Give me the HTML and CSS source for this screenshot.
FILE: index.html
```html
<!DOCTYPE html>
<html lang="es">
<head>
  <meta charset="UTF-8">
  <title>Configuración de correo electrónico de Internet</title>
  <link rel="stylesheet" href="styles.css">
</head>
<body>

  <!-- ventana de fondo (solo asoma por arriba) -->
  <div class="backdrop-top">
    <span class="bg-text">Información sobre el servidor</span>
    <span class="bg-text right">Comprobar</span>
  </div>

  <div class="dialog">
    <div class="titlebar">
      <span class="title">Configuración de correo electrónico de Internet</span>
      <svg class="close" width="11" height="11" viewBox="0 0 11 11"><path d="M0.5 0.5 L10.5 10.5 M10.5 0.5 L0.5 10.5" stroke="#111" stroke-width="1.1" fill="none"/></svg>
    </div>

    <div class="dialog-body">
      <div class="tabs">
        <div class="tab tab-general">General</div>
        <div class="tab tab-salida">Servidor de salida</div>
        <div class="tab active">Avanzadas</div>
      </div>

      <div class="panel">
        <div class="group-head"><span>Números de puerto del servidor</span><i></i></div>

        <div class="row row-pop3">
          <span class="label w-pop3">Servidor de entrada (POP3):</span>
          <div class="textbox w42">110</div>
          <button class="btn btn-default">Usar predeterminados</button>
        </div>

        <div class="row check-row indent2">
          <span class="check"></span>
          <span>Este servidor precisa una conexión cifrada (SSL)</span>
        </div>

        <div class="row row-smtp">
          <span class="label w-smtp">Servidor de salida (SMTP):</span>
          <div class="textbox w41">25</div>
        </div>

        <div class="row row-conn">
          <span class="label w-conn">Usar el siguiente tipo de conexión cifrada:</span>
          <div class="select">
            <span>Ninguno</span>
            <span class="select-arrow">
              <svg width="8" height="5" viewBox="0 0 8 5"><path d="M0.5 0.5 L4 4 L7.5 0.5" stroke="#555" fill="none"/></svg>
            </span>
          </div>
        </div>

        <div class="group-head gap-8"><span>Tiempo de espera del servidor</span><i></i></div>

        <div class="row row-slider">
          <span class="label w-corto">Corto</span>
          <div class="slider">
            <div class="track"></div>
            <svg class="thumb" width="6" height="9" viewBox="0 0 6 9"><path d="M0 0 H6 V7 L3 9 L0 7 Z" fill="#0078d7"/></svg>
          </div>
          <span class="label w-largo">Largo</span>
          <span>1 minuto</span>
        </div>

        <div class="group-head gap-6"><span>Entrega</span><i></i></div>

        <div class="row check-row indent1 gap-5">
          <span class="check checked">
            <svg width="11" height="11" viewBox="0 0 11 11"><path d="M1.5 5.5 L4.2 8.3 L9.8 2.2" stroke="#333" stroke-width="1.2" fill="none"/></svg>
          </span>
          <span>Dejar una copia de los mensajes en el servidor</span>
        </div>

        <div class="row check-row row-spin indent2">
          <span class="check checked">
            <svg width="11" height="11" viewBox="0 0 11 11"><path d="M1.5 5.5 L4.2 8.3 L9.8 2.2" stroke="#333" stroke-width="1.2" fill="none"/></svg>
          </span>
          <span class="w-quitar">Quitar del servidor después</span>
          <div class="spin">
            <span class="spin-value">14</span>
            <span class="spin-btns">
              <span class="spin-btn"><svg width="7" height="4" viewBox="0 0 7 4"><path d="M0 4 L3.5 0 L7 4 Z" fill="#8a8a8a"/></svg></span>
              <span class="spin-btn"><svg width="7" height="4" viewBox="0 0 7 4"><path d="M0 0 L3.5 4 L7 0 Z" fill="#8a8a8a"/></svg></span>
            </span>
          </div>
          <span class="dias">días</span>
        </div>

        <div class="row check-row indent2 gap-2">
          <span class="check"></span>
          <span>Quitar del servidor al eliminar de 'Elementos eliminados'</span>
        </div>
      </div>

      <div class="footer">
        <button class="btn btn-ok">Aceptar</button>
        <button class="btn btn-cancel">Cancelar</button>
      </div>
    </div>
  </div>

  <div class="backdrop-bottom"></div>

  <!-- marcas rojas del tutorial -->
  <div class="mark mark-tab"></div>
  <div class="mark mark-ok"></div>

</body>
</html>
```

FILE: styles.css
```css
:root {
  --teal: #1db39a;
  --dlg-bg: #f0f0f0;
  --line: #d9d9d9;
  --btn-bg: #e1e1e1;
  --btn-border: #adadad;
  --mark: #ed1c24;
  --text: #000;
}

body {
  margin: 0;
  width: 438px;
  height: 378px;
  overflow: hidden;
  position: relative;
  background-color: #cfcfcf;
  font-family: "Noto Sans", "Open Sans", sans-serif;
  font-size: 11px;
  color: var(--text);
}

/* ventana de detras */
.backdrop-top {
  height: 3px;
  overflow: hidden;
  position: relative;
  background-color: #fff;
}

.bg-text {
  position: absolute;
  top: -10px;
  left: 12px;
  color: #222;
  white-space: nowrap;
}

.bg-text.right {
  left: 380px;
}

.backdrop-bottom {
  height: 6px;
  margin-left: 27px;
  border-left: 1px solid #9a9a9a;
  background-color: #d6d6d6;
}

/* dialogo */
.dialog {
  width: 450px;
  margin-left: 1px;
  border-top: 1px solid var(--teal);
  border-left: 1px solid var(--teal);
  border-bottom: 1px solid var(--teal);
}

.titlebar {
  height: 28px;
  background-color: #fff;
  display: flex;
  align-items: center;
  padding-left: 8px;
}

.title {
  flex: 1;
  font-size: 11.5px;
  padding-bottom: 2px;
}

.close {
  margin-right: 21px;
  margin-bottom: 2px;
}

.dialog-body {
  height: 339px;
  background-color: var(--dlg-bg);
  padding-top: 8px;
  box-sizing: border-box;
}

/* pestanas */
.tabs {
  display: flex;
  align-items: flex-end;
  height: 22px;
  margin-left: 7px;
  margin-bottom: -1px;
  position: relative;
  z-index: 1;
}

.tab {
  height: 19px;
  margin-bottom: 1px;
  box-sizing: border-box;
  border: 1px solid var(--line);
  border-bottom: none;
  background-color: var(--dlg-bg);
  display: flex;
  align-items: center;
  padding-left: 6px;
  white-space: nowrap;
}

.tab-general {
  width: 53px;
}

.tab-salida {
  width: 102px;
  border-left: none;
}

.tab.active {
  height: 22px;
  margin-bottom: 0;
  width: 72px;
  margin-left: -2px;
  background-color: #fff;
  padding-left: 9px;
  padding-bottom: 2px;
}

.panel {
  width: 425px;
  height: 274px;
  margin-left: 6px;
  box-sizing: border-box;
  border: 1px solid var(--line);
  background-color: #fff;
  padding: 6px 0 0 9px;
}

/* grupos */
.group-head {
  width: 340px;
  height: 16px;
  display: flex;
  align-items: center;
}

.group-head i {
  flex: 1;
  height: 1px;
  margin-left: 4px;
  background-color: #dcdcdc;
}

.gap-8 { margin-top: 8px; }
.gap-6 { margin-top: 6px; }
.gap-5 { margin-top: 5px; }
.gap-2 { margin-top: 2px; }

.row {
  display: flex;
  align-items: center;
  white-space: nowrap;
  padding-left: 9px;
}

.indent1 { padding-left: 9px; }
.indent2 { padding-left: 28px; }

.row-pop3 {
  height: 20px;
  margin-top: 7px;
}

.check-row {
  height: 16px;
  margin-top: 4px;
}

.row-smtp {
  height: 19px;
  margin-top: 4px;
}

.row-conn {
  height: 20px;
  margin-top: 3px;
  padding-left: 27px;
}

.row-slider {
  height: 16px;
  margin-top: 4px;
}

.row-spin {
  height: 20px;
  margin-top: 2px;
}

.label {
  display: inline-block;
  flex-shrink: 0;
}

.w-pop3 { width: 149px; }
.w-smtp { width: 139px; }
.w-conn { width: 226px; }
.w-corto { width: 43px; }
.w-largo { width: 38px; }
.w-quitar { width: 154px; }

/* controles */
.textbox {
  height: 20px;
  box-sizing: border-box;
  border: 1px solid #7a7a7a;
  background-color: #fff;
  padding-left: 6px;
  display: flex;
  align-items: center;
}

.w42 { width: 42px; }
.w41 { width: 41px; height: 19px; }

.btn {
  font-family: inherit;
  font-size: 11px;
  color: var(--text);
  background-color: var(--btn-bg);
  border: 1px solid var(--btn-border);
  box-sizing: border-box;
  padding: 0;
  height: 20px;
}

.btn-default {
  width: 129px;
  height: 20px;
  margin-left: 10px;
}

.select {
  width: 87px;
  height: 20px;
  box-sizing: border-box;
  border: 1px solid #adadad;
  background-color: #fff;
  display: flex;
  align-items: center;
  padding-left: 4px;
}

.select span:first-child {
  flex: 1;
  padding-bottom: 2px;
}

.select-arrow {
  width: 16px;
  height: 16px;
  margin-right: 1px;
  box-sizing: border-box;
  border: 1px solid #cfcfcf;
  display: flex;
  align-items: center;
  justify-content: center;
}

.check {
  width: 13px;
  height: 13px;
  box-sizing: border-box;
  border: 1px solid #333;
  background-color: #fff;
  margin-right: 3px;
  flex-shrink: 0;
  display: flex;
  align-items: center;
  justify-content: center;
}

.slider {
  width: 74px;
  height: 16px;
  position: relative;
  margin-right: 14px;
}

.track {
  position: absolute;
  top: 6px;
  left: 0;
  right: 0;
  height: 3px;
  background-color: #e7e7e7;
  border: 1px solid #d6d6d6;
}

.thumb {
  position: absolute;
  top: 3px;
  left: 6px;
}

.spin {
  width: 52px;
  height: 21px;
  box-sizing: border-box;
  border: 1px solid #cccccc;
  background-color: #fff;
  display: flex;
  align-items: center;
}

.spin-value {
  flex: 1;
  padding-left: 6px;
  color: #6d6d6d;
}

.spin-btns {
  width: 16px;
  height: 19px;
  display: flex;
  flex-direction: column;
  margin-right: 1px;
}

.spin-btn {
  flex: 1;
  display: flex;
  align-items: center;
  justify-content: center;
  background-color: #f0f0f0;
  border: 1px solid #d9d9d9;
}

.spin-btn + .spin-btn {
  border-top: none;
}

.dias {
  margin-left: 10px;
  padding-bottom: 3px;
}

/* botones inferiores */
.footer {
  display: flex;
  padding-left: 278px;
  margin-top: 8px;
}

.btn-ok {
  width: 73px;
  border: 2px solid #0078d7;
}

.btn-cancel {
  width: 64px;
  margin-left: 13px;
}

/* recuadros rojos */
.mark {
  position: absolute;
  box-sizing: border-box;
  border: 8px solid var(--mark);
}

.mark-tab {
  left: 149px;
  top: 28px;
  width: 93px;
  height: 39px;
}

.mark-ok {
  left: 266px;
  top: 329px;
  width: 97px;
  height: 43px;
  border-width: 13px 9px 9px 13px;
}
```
---
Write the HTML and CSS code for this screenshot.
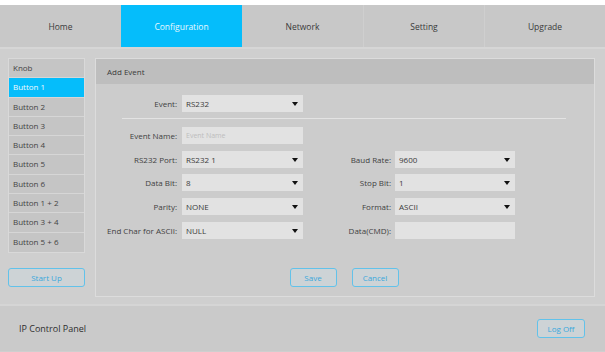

-- YOUR TASK --
In the entries above, count every line containing the word "this". Write only the total.

-- EXPECTED ANSWER --
2